Some of Huang's oil paintings have been sold at Poly Auction in Beijing. Data from the Artron Art Market Monitoring Center shows that The Little Prince's Rose Garden sold for RMB 212,800 at Beijing Poly on June 2, 2010; Red Rose and White Rose sold for RMB 483,000 at Beijing Poly on December 4, 2011; and Venice Night sold for RMB 115,000 at Beijing Poly on June 2, 2012.

According to a Central News Agency report republished by Chinese media, Huang's The Little Prince's Rose Garden No. 3 sold for nearly RMB 600,000 at a Beijing Poly spring auction in 2011, setting a new auction high for his work at the time.

== Publications ==

Huang's publications mainly consist of art books and art calendars. In 2020, Colorful Poetic Realm: The Art World of Huang Teng-hui was published by the Palace Museum Press in Beijing. The book contains more than 180 works and reviews about 30 years of Huang's artistic practice.

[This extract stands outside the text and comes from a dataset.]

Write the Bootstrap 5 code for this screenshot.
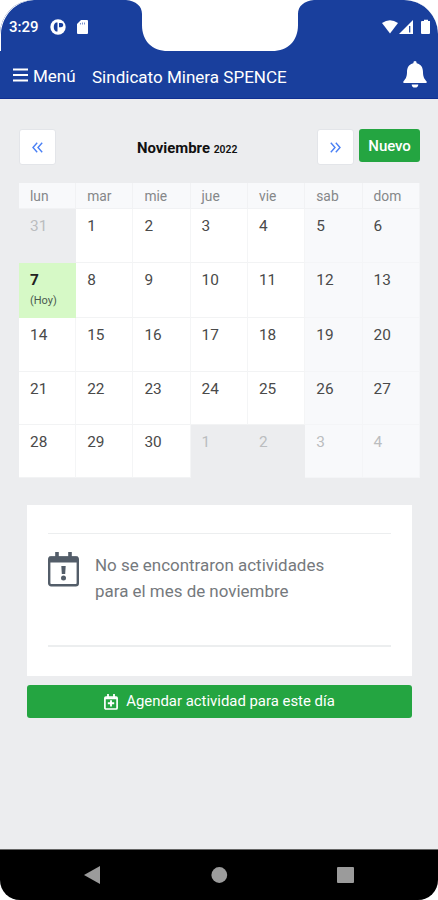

Huang has also issued art calendars. Media reports noted that the 2024 art calendar was designed by the team of INK Literary Monthly and made available through major Taiwanese book retailers. The 2026 collectible calendar was produced in cooperation with Tunghai University for the university's 70th anniversary and included selected paintings and poems corresponding to Huang's works.

== Business career ==

In 1990, Huang founded Rose House, a tea and restaurant brand that combined rose imagery with English afternoon tea culture. Taiwan Panorama reported that Huang's personal interest in roses and his artistic practice were closely connected with the development of Rose House's brand image.

Tunghai University records also identify Huang as the founder of the Rose House business group and note his role as both entrepreneur and artist.